**RECORDED INFORMATION**
____________________
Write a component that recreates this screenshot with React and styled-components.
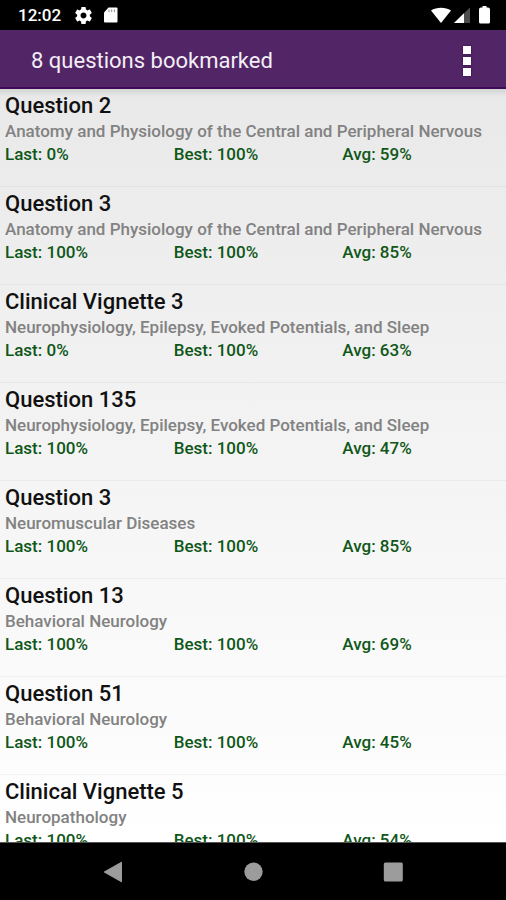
import React from "react";
import styled, { createGlobalStyle } from "styled-components";

const questions = [
	{ title: "Question 2", topic: "Anatomy and Physiology of the Central and Peripheral Nervous", last: 0, best: 100, avg: 59 },
	{ title: "Question 3", topic: "Anatomy and Physiology of the Central and Peripheral Nervous", last: 100, best: 100, avg: 85 },
	{ title: "Clinical Vignette 3", topic: "Neurophysiology, Epilepsy, Evoked Potentials, and Sleep", last: 0, best: 100, avg: 63 },
	{ title: "Question 135", topic: "Neurophysiology, Epilepsy, Evoked Potentials, and Sleep", last: 100, best: 100, avg: 47 },
	{ title: "Question 3", topic: "Neuromuscular Diseases", last: 100, best: 100, avg: 85 },
	{ title: "Question 13", topic: "Behavioral Neurology", last: 100, best: 100, avg: 69 },
	{ title: "Question 51", topic: "Behavioral Neurology", last: 100, best: 100, avg: 45 },
	{ title: "Clinical Vignette 5", topic: "Neuropathology", last: 100, best: 100, avg: 54 },
];

const App = () => {
	return (
		<Screen>
			<GlobalStyle />
			<StatusBar>
				<Clock>12:02</Clock>
				<StatusIcons $gap="11px">
					<GearIcon />
					<CardIcon />
				</StatusIcons>
				<Spacer />
				<StatusIcons $gap="2px">
					<WifiIcon />
					<SignalIcon />
					<BatteryIcon />
				</StatusIcons>
			</StatusBar>

			<AppBar>
				<Heading>{questions.length} questions bookmarked</Heading>
				<MenuButton type="button" aria-label="More options">
					<Dot />
					<Dot />
					<Dot />
				</MenuButton>
			</AppBar>

			<List>
				{questions.map((q, i) => (
					<Row key={i}>
						<Title>{q.title}</Title>
						<Topic>{q.topic}</Topic>
						<Stats>
							<span>Last: {q.last}%</span>
							<span>Best: {q.best}%</span>
							<span>Avg: {q.avg}%</span>
						</Stats>
					</Row>
				))}
			</List>

			<NavBar>
				<NavButton type="button" aria-label="Back">
					<svg width="20" height="22" viewBox="0 0 20 22">
						<path d="M18.500 1.200V20.800L1.200 11z" fill="#9c9c9c" stroke="#9c9c9c" strokeLinejoin="round" />
					</svg>
				</NavButton>
				<NavButton type="button" aria-label="Home">
					<svg width="20" height="20" viewBox="0 0 20 20">
						<circle cx="10.500" cy="9.700" r="9.200" fill="#9c9c9c" />
					</svg>
				</NavButton>
				<NavButton type="button" aria-label="Recent apps">
					<svg width="20" height="20" viewBox="0 0 20 20">
						<rect x="0.800" y="0.500" width="19" height="19" rx="1.500" fill="#9c9c9c" />
					</svg>
				</NavButton>
			</NavBar>
		</Screen>
	);
};

const GearIcon = () => (
	<svg width="17" height="17" viewBox="2 2 20 20" fill="#fff">
		<path d="M19.430 12.980c.04-.32.07-.64.07-.98s-.03-.66-.07-.98l2.110-1.650c.19-.15.24-.42.12-.64l-2-3.460c-.12-.22-.39-.3-.61-.22l-2.490 1c-.52-.4-1.080-.73-1.690-.98l-.38-2.650C14.460 2.180 14.250 2 14 2h-4c-.25 0-.46.18-.49.42l-.38 2.650c-.61.25-1.170.59-1.690.98l-2.490-1c-.23-.09-.49 0-.61.22l-2 3.460c-.13.22-.07.49.12.64l2.110 1.650c-.04.32-.07.65-.07.98s.03.66.07.98l-2.110 1.650c-.19.15-.24.42-.12.64l2 3.460c.12.22.39.3.61.22l2.490-1c.52.4 1.080.73 1.690.98l.38 2.650c.03.24.24.42.49.42h4c.25 0 .46-.18.49-.42l.38-2.650c.61-.25 1.170-.59 1.690-.98l2.490 1c.23.09.49 0 .61-.22l2-3.460c.12-.22.07-.49-.12-.64l-2.110-1.650zM12 15.500c-1.930 0-3.500-1.570-3.500-3.500s1.570-3.500 3.500-3.500 3.500 1.570 3.500 3.500-1.570 3.500-3.500 3.500z" />
	</svg>
);

const CardIcon = () => (
	<svg width="16" height="18" viewBox="0 0 16 18">
		<path d="M5.500 1.500H13.500a1 1 0 0 1 1 1V15.500a1 1 0 0 1-1 1H2a1 1 0 0 1-1-1V6.500z" fill="#fff" />
		<path d="M6 3.500v2.500M8.700 3.500v2.500M11.400 3.500v2.500" stroke="#000" strokeWidth="1" opacity="0.45" />
	</svg>
);

const WifiIcon = () => (
	<svg width="20" height="18" viewBox="0 0 20 18">
		<path d="M0 4.500C5.500 0.700 14.500 0.700 20 4.500L10 17z" fill="#fff" />
	</svg>
);

const SignalIcon = () => (
	<svg width="18" height="18" viewBox="0 0 18 18">
		<path d="M17 1.500V17H1z" fill="#4d4d4d" />
		<path d="M11 7.300V17H1z" fill="#fff" />
	</svg>
);

const BatteryIcon = () => (
	<svg width="18" height="18" viewBox="0 0 18 18">
		<path d="M9.500 0h4v1.500H15a2 2 0 0 1 2 2V16a1.500 1.500 0 0 1-1.500 1.500h-8A1.500 1.500 0 0 1 6 16V3.500a2 2 0 0 1 2-2h1.500z" fill="#fff" />
	</svg>
);

const GlobalStyle = createGlobalStyle`
	* {
		box-sizing: border-box;
	}

	body {
		margin: 0;
		font-family: Roboto, "Liberation Sans", sans-serif;
	}
`;

const Screen = styled.div`
	display: flex;
	flex-direction: column;
	height: 100vh;
	overflow: hidden;
	background: #000;
`;

const StatusBar = styled.div`
	display: flex;
	flex: none;
	align-items: center;
	height: 30px;
	padding: 0 15px 0 18px;
	color: #fff;
`;

const Clock = styled.span`
	margin-right: 14px;
	font-size: 17px;
	font-weight: 500;
	line-height: 30px;
`;

const StatusIcons = styled.div`
	display: flex;
	align-items: center;
	gap: ${(props) => props.$gap};
`;

const Spacer = styled.div`
	flex: 1;
`;

const AppBar = styled.header`
	display: flex;
	flex: none;
	align-items: center;
	justify-content: space-between;
	height: 59px;
	padding: 4px 31px 0;
	background: #522566;
	border-bottom: 2px solid #410a58;
`;

const Heading = styled.h1`
	margin: 0;
	color: #f4eef6;
	font-size: 22px;
	font-weight: 400;
	line-height: 28px;
`;

const MenuButton = styled.button`
	display: flex;
	flex-direction: column;
	align-items: center;
	gap: 3px;
	padding: 4px;
	border: none;
	background: none;
`;

const Dot = styled.span`
	width: 8px;
	height: 8px;
	background: #fff;
	box-shadow: 0 0 2px #2d0440;
`;

const List = styled.ul`
	flex: 1;
	min-height: 0;
	margin: 0;
	padding: 0;
	overflow: hidden;
	list-style: none;
	background: linear-gradient(#d2d4d4, rgba(210, 212, 212, 0) 8px), linear-gradient(#e9e9e9, #fff);
`;

const Row = styled.li`
	height: 98px;
	padding: 4px 5px 0;
	border-bottom: 1px solid rgba(0, 0, 0, 0.04);
`;

const Title = styled.h2`
	margin: 0;
	color: #111;
	font-size: 22px;
	font-weight: 500;
	line-height: 26px;
`;

const Topic = styled.p`
	margin: 0;
	overflow: hidden;
	color: #828282;
	font-size: 17px;
	font-weight: 500;
	line-height: 24px;
	white-space: nowrap;
`;

const Stats = styled.div`
	display: grid;
	grid-template-columns: repeat(3, 1fr);
	margin-right: -10px;
	color: #0f5718;
	font-size: 17px;
	font-weight: 500;
	line-height: 22px;
`;

const NavBar = styled.nav`
	display: flex;
	flex: none;
	align-items: center;
	justify-content: center;
	gap: 80px;
	height: 58px;
	border-top: 1px solid #555;
`;

const NavButton = styled.button`
	display: flex;
	align-items: center;
	justify-content: center;
	width: 60px;
	height: 48px;
	padding: 0;
	border: none;
	background: none;
`;

export default App;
____________________
**DIRECTION**
Pictures stay out. Print the data exactly, from its first line through the line containing "</StatusBar>".

**COMPLETE RESPONSE**
Write a component that recreates this screenshot with React and styled-components.
import React from "react";
import styled, { createGlobalStyle } from "styled-components";

const questions = [
	{ title: "Question 2", topic: "Anatomy and Physiology of the Central and Peripheral Nervous", last: 0, best: 100, avg: 59 },
	{ title: "Question 3", topic: "Anatomy and Physiology of the Central and Peripheral Nervous", last: 100, best: 100, avg: 85 },
	{ title: "Clinical Vignette 3", topic: "Neurophysiology, Epilepsy, Evoked Potentials, and Sleep", last: 0, best: 100, avg: 63 },
	{ title: "Question 135", topic: "Neurophysiology, Epilepsy, Evoked Potentials, and Sleep", last: 100, best: 100, avg: 47 },
	{ title: "Question 3", topic: "Neuromuscular Diseases", last: 100, best: 100, avg: 85 },
	{ title: "Question 13", topic: "Behavioral Neurology", last: 100, best: 100, avg: 69 },
	{ title: "Question 51", topic: "Behavioral Neurology", last: 100, best: 100, avg: 45 },
	{ title: "Clinical Vignette 5", topic: "Neuropathology", last: 100, best: 100, avg: 54 },
];

const App = () => {
	return (
		<Screen>
			<GlobalStyle />
			<StatusBar>
				<Clock>12:02</Clock>
				<StatusIcons $gap="11px">
					<GearIcon />
					<CardIcon />
				</StatusIcons>
				<Spacer />
				<StatusIcons $gap="2px">
					<WifiIcon />
					<SignalIcon />
					<BatteryIcon />
				</StatusIcons>
			</StatusBar>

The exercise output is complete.